Swaged needles are less traumatic to the tissue than eyed needles, as there is no doubling up of the suture material as there would be in an un-swaged needle when it passes through the needle eye.
The shape of the needle used is defined by the amount of space the surgeon has to manipulate the needle through the tissue. Straight needles are generally used near the surface of the skin where there is more space for hand motion.
Curved needles may also be used at the surface, due to ease of passing the suture material, but they are excellent for use when suturing internal tissues in a smaller or deeper area, as the hand motion required is reduced to a mere twist of the wrist to push the needle through.
Needles differ in length and for curved needles, the fraction of a circle is also defined. J needles are a combination of both straight and curved needles and can be used close to the skin surface.
Needles may be cutting or non-cutting. Cutting needles are usually triangular and have two or three cutting edges. They are used for passing through tougher tissues, such as skin. They may be taper-cut, regular cutting, reverse cutting, or spatula point.
Reverse cutting is used most often as they are stronger than cutting needles and cause minimal tissue trauma; there is a third cutting edge on the outer curvature of the needle which allows easy penetration of the tissues.
While there are many properties to sutures, it is most important to be able to determine which sutures are best for individual clinical scenarios.
This determination depends on the thickness and location of the tissues, the amount of tension across the wound, and the risk of infection. One needs to choose the caliber, type of filament (absorbable or non-absorbable), and the tissue and needle needs.
There is no specific algorithm for suture choice; however, a few rules are helpful. For instance, if there is a high infection risk, a monofilament absorbable suture is chosen. For running intradermal sutures, thin monofilament absorbable sutures with minimal reactivity are typically used.
When suturing the skin, particularly in cosmetically sensitive areas, the smallest suture for the area should be used.
Trials have shown no major differences between absorbable and non-absorbable sutures in terms of cosmesis and complications, scars, and patient satisfaction. For absorbable sutures, if more strength is required, choose a suture with a longer absorption time.
Slow healing tissues, like fascia and tendons, should be closed with non-absorbable or slow absorbing sutures. While faster healing tissues like the stomach, colon, and bladder require absorbable sutures.
Urinary and biliary tracts are prone to stone formation, so synthetic absorbable sutures are better in this situation, while sutures prone to digestive juices should be those that last longer.

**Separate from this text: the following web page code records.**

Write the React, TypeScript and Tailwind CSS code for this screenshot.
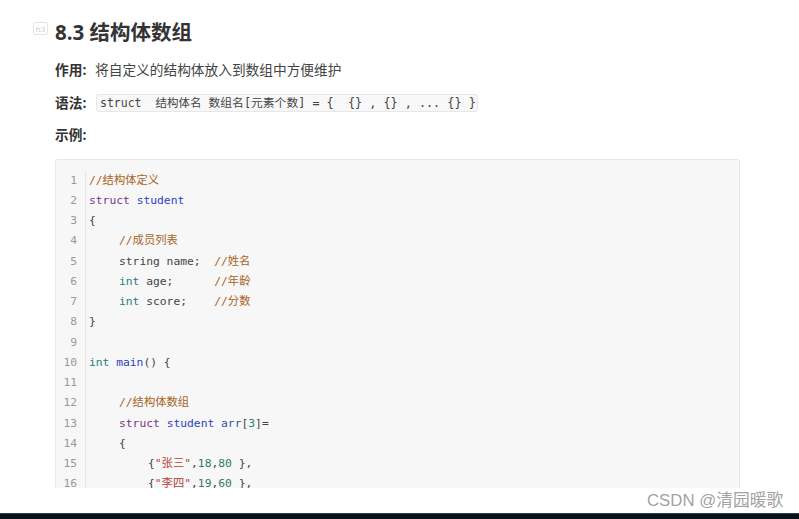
import React from 'react';

const mono = `font-['DejaVu_Sans_Mono','Noto_Sans_CJK_SC',monospace]`;

const kw = 'text-[#77358a]';
const ty = 'text-[#1f7f7f]';
const fn = 'text-[#2b3fc4]';
const cm = 'text-[#a8641f]';
const st = 'text-[#b5443a]';
const nm = 'text-[#2f7d5d]';

type Seg = [string, string?];

// indent is the number of tab stops at the start of the line
const lines: { indent?: number; segs: Seg[] }[] = [
  { segs: [['//结构体定义', cm]] },
  { segs: [['struct', kw], [' '], ['student', fn]] },
  { segs: [['{']] },
  { indent: 1, segs: [['//成员列表', cm]] },
  { indent: 1, segs: [['string name;  '], ['//姓名', cm]] },
  { indent: 1, segs: [['int', ty], [' age;      '], ['//年龄', cm]] },
  { indent: 1, segs: [['int', ty], [' score;    '], ['//分数', cm]] },
  { segs: [['}']] },
  { segs: [] },
  { segs: [['int', ty], [' '], ['main', fn], ['() {']] },
  { segs: [] },
  { indent: 1, segs: [['//结构体数组', cm]] },
  { indent: 1, segs: [['struct', kw], [' '], ['student', fn], [' '], ['arr', 'text-[#2b4fa8]'], ['['], ['3', nm], [']=']] },
  { indent: 1, segs: [['{']] },
  { indent: 2, segs: [['{'], ['"张三"', st], [','], ['18', nm], [','], ['80', nm], [' },']] },
  { indent: 2, segs: [['{'], ['"李四"', st], [','], ['19', nm], [','], ['60', nm], [' },']] },
];

export default function App() {
  return (
    <div className="relative flex h-[519px] w-[799px] flex-col overflow-hidden bg-white font-['Open_Sans','Noto_Sans_CJK_SC',sans-serif] text-[#333]">
      <div className="h-[488px] overflow-hidden pl-[55px] pr-[59px]">
        <div className="relative mt-[18px] flex h-[28px] items-center">
          <h3 className="text-[20.5px] font-bold leading-[28px] text-[#333]">8.3 结构体数组</h3>
          <span className="absolute left-[-22px] top-[4px] flex h-[13px] w-[15px] items-center justify-center rounded-[2px] border border-[#e4e4e4] text-[8px] leading-none text-[#c8c8c8]">
            h3
          </span>
          <span className="absolute left-[49px] top-[13px] text-[12px] leading-none font-['Liberation_Serif',serif] text-[#444]">
            I
          </span>
        </div>

        <p className="mt-[14px] flex h-[20px] items-center text-[13.7px] leading-[20px]">
          <strong className="w-[41px] shrink-0 font-bold">作用:</strong>
          <span className="ml-[-1px] text-[#444]">将自定义的结构体放入到数组中方便维护</span>
        </p>

        <p className="mt-[13px] flex h-[20px] items-center text-[13.7px] leading-[20px]">
          <strong className="w-[41px] shrink-0 font-bold">语法:</strong>
          <code className={`h-[18px] w-[382px] whitespace-pre rounded-[3px] border border-[#e7e7e7] bg-[#f8f8f8] pl-[3px] text-[11.5px] leading-[17px] text-[#444] ${mono}`}>
            <span>struct  结构体名</span>
            <span className="text-[11.8px]">{' 数组名[元素个数] = {  {} , {} , ... {} }'}</span>
          </code>
        </p>

        <p className="mt-[12px] h-[20px] text-[13.7px] font-bold leading-[20px]">示例:</p>

        <div className={`mt-[14px] h-[340px] overflow-hidden rounded-t-[3px] border border-[#e7e7e7] bg-[#f7f7f7] pt-[10.5px] text-[11.3px] leading-[20.25px] ${mono}`}>
          {lines.map((line, i) => (
            <div key={i} className="flex h-[20.25px]">
              <span className="w-[28px] shrink-0 pr-[7px] text-right text-[#999]">{i + 1}</span>
              <span className="ml-[1px] w-[1px] shrink-0 bg-[#e4e4e4]" />
              <span className="ml-[3px] flex whitespace-pre text-[#444]">
                {line.indent === 1 && <span className="w-[30px] shrink-0" />}
                {line.indent === 2 && <span className="w-[59px] shrink-0" />}
                <span>
                  {line.segs.map((s, j) => (
                    <span key={j} className={s[1]}>{s[0]}</span>
                  ))}
                </span>
              </span>
            </div>
          ))}
        </div>
      </div>

      <div className="flex-1" />
      <div className="h-[6px] border-t border-[#3a4148] bg-[#07111a]" />

      <span className="absolute left-[647px] top-[490px] text-[16.8px] leading-[22px] font-['Liberation_Sans','Noto_Sans_CJK_SC',sans-serif] text-[#a3a3a3]">
        CSDN @清园暖歌
      </span>
    </div>
  );
}
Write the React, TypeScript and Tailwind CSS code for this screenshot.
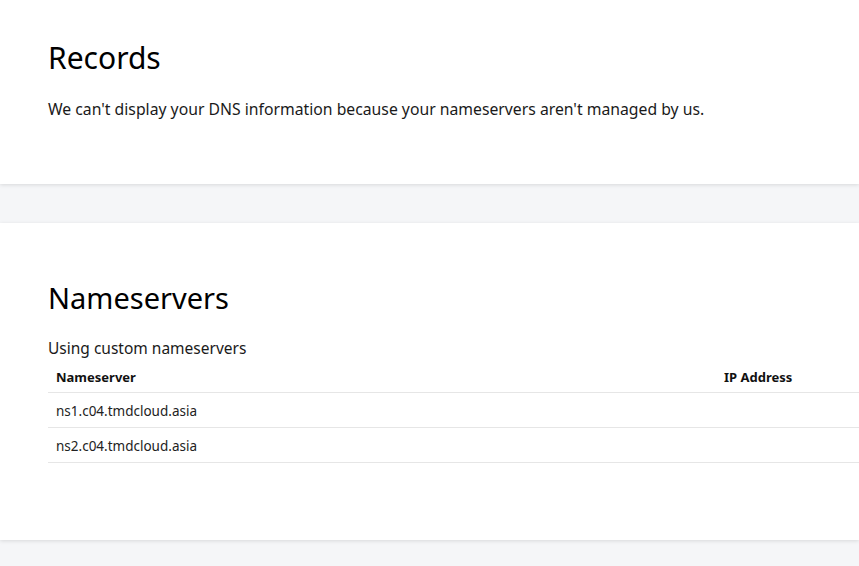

Natural sutures do very badly in the GI tract. A non-absorbable suture is best when prolonged tension (fascial closure, tendon repair, bone anchoring, or ligament repair) is required for suitable healing to take place.
In general, surgeons typically use either polypropylene or polydioxane sutures for fascia, depending on how strong the repair needs to be.
Deep dermis closure is with either polyglycolic acid or poliglycaprone 25 sutures. If closing the epidermis with a running subcuticular suture, poliglycaprone 25 is preferred.
If one is performing interrupted sutures on the skin surface, nylon is ideal; polydioxane for near dark hair and fast absorbing or chromic gut suture if it is on a child or in an area where sutures are difficult to remove. Many good choices exist depending on provider preference, experience, and the desired result.